§ Task details
Go through the entries below and copy each line containing the word "components".

§ Rows from a dataset of pages and code
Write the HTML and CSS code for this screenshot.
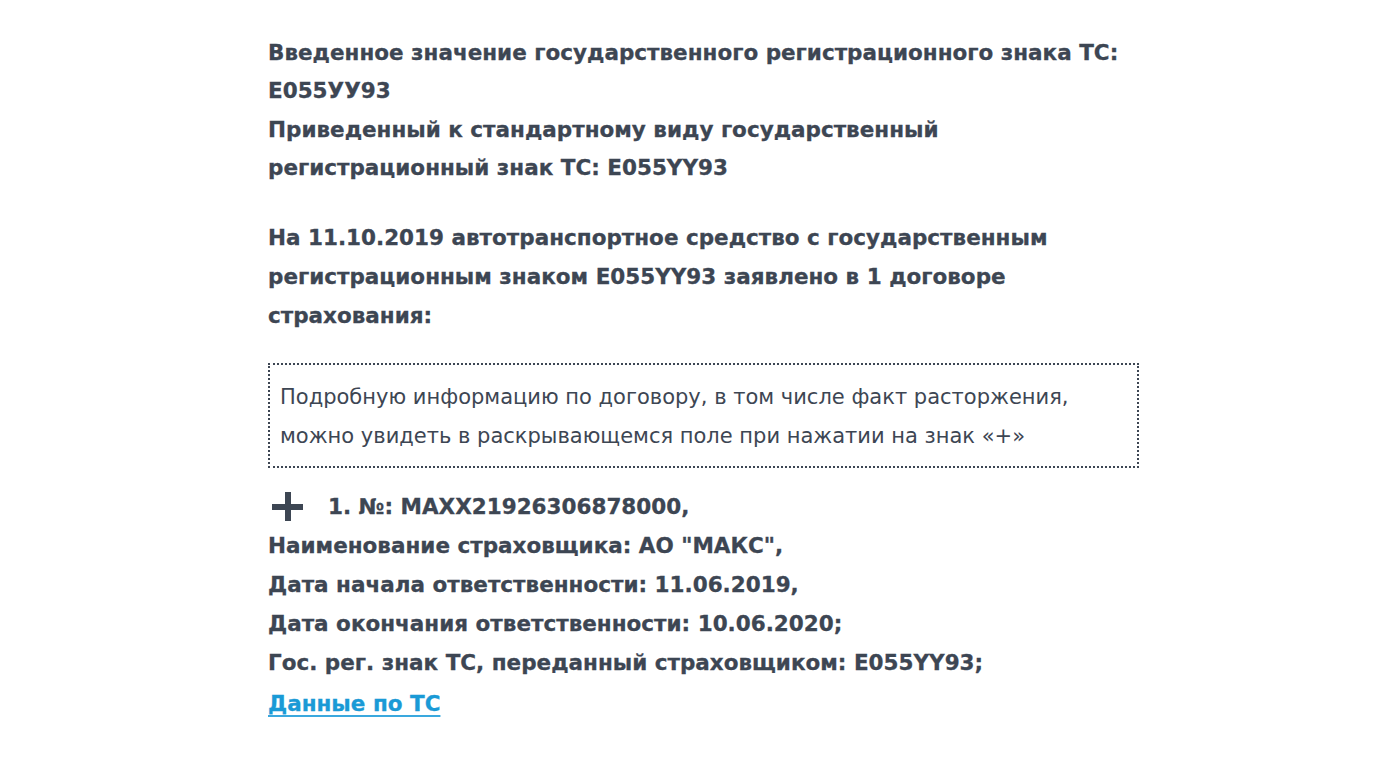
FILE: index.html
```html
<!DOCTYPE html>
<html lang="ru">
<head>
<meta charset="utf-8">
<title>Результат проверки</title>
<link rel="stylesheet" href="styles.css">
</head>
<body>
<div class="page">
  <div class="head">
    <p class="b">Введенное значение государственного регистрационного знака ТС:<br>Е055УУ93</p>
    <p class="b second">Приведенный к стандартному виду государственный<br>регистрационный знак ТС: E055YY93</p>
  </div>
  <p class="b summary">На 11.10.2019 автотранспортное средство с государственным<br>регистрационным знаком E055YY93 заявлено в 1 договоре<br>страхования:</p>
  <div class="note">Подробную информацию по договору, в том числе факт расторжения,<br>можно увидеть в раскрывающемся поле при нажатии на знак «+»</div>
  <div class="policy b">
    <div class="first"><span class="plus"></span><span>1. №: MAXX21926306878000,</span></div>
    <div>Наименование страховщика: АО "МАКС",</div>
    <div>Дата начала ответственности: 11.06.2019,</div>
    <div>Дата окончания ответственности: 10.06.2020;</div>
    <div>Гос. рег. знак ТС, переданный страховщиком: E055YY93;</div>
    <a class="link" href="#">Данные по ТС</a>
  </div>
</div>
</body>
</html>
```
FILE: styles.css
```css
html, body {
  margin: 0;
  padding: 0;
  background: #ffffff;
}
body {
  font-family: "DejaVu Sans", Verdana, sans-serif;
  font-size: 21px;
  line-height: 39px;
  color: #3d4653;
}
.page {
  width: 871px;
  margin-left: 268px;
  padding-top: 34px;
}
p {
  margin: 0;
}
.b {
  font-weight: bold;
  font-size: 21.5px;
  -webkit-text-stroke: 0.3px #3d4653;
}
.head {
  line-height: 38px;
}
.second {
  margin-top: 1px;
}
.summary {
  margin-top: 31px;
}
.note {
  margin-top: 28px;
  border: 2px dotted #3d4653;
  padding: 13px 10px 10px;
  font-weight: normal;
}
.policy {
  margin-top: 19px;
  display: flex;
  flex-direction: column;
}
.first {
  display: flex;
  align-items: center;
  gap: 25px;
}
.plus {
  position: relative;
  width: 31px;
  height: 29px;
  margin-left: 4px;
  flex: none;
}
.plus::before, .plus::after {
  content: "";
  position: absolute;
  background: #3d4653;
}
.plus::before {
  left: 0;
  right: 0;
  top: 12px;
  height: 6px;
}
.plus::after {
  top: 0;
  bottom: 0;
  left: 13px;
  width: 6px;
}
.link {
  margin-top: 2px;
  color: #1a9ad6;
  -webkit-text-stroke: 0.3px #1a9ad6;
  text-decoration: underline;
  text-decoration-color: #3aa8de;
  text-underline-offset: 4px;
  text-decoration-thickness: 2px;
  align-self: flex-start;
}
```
---
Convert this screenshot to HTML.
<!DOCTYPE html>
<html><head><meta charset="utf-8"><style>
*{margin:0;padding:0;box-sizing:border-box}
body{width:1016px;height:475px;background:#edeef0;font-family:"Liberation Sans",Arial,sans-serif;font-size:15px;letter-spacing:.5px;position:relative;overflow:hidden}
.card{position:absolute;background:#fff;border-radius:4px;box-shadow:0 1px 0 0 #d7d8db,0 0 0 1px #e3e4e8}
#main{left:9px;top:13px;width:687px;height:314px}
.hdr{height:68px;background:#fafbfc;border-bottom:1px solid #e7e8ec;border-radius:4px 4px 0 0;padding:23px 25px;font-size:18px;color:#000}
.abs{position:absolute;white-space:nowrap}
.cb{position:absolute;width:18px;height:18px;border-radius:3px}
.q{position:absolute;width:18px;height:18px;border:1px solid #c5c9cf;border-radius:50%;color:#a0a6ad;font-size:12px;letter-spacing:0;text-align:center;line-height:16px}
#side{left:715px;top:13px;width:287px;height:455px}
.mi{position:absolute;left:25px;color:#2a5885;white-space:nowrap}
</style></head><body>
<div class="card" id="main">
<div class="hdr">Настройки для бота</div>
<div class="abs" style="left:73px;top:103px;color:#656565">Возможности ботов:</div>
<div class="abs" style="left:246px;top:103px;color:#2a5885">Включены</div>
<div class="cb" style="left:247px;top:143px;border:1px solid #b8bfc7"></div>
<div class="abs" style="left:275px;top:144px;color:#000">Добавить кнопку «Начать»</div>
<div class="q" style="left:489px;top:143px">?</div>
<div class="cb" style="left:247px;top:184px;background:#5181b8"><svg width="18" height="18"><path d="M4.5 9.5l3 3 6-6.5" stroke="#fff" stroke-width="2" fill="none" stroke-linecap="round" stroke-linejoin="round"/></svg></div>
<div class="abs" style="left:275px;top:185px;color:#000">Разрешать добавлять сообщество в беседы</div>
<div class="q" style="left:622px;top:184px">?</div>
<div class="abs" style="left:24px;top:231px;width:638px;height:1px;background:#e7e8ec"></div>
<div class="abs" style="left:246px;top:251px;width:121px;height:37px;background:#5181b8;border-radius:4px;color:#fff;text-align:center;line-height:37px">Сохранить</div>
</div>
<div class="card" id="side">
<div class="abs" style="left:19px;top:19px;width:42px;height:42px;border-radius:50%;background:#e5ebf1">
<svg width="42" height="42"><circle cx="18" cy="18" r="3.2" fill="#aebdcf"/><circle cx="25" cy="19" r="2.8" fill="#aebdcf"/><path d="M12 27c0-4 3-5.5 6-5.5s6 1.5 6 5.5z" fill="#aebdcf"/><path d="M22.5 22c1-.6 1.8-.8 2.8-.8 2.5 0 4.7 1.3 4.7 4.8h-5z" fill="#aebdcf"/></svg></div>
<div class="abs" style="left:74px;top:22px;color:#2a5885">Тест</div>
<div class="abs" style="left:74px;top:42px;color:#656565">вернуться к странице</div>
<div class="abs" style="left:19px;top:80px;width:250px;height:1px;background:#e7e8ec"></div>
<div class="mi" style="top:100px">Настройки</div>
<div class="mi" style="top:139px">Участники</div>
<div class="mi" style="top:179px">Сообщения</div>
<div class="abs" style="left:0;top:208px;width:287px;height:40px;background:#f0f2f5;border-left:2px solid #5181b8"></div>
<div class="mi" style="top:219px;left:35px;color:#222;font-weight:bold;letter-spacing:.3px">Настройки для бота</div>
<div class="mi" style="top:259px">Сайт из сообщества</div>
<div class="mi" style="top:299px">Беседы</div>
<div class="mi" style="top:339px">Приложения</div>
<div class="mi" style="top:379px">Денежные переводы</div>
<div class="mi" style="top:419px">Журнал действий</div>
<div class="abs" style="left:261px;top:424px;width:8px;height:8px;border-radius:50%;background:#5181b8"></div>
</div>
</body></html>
==
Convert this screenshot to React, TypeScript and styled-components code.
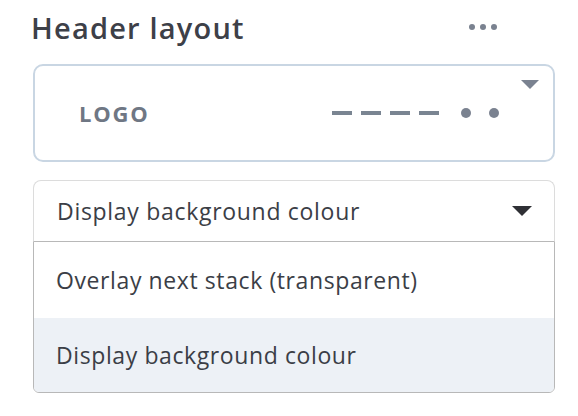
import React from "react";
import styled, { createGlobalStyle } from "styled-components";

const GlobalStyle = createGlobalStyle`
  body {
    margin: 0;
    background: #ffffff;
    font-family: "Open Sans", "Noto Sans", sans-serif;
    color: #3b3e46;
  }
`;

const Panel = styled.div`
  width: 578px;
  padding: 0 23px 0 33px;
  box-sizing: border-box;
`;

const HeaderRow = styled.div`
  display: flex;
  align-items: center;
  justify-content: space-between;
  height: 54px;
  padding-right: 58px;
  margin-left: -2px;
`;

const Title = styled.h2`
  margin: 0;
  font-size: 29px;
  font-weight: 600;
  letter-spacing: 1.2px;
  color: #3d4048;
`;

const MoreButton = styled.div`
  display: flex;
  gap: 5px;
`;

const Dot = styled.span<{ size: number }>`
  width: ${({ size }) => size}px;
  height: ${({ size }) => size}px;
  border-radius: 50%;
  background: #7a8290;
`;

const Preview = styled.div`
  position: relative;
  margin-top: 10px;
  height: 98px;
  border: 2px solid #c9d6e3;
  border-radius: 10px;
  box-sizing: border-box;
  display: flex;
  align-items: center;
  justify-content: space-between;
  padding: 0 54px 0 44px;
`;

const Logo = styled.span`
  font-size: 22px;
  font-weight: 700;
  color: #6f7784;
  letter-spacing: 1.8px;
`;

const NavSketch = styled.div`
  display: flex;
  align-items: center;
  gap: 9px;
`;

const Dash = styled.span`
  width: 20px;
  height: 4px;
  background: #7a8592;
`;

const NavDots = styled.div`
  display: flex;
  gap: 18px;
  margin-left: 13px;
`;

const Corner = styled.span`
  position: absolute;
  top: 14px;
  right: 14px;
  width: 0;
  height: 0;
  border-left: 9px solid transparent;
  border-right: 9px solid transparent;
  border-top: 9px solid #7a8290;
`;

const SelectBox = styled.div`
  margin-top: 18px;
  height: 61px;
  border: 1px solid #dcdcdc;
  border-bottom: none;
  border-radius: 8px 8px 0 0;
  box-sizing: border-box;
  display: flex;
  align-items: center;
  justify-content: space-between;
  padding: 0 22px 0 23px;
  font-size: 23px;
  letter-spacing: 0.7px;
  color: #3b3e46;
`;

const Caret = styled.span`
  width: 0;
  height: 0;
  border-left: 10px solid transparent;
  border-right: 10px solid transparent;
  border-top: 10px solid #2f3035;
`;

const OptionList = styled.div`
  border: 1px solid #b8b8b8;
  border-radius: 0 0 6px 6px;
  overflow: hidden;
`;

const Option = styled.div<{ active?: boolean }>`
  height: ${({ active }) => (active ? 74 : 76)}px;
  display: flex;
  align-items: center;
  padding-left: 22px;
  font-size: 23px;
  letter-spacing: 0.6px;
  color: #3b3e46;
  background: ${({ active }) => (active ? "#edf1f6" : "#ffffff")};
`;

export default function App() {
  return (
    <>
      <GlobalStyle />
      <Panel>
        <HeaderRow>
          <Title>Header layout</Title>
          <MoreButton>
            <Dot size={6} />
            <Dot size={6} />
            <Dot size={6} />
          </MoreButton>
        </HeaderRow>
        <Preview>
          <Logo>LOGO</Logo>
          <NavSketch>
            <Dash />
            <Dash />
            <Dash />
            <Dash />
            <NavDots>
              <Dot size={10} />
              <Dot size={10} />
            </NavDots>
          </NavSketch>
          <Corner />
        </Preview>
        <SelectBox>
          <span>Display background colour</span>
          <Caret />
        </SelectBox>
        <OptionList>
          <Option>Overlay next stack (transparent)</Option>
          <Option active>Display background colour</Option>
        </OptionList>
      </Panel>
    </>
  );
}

§ The answer
Convert this screenshot to React, TypeScript and styled-components code.
import styled, { createGlobalStyle } from "styled-components";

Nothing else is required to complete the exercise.